‘Atlanta’s Missing and Murdered’ Editor on Not Wanting to Leave Anyone Out
By Jazz Tangcay
LOS ANGELES (Variety.com) – “Atlanta’s Missing and Murdered: The Lost Children” is a five-part series on HBO that dives into the crime spree that terrorized the African American community and saw 29 children murdered or kidnapped between 1979 to 1981. Through previously unseen heart-wrenching interviews with the victim’s families, law enforcement, journalists and footage of Wayne Williams (who was jailed for the crimes but maintains his innocence to this day), the docuseries sheds a new light on the devastating loss of lives, questions who really committed the crimes and examines the failure of the American justice system.
“We couldn’t leave anyone out,” says lead editor E. Donna Shepherd.
Shepherd worked alongside editors R.A. Fedde and Ed Barteski to weave together the emotional story that puts the victims’ faces front and center in the world. Although that is emotional for the families, the production team shared the docuseries with the families and “talked them through in detail what they were going to see,” says producer Saralena Weinfeld.

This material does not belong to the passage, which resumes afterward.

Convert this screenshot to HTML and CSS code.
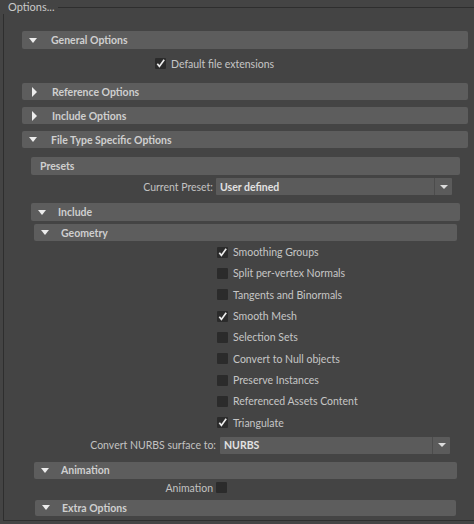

“We wanted them to be able to see what we’d created and allow them to respond to it in a way that felt private and safe,” she continues. “We’re grateful that the responses we got were so positive because their bravery is the heart of this story.”
Here, Shepherd talks with Variety about the important opening sequence of Mayor Keisha Lance Bottoms reading the victim’s names and challenges with sifting through much more footage than could make the final cut.
What did you know about the murders and disappearances beforehand?
I honestly could not have told you anything about it when I started. I sometimes think that is a good thing as an editor because you then know what the audience needs to know.
How did you approach the editing for this with all the complex layers involved?
It was intensely difficult to grasp all the moving parts. When I started putting things together, we knew that there was a possibility of telling the story out of chronological order but we had to start with chronological order. Once we had that, then we could start asking, “Should this move somewhere else?”
The first two things that I cut were the open and then the Bowen Homes explosion [the ending sequence for Episode 1]. The Bowen Homes explosion gave us a place to go — and a framing for the tone of the series.
Episode 2 was five hours long at one point after I had cut all the scenes that needed to go in. We [also] had so much story that needed to go in if Episode 3 was going to be the trial. I ended up cutting the sequence in half and just worked on it as 2 parts.
The sequence of Mayor Keisha Lance Bottoms reading the names of the victims is powerful. How did you land on that start?
That was Saralena’s idea. Originally, I think we were thinking that it would go at the end of Episode 1. It was one of those sequences that we knew was important but we weren’t exactly sure where the most powerful place for it would be. For me, its importance lies in its ability to tell you the lens through which we are telling the story very succinctly and powerfully.
What about the recurring theme of the coffins?
[One of the victim’s mothers] Sheila Baltazar says it all when she says that she wanted to leave the casket open so that people would know that this could have been anyone’s child. She wants this thing that happened to have meaning, to be important, for people to care. She knows that press will be there and so this hearkens back to Emmett Till and his casket being left open so that it’s not hidden away.
The key factor to through the series is every child is known — they’re not a number or a face.
The way the interviews are directed is critical. The editing choices of when to be on camera for those interviews I think can make a real difference in how you feel about what the interviewee is saying. Bob Buffington is one of my favorite characters, editing-wise, in the first two episodes because he shows you all of his emotions right there on his face. You feel the pain through his pain and so you linger on him a little.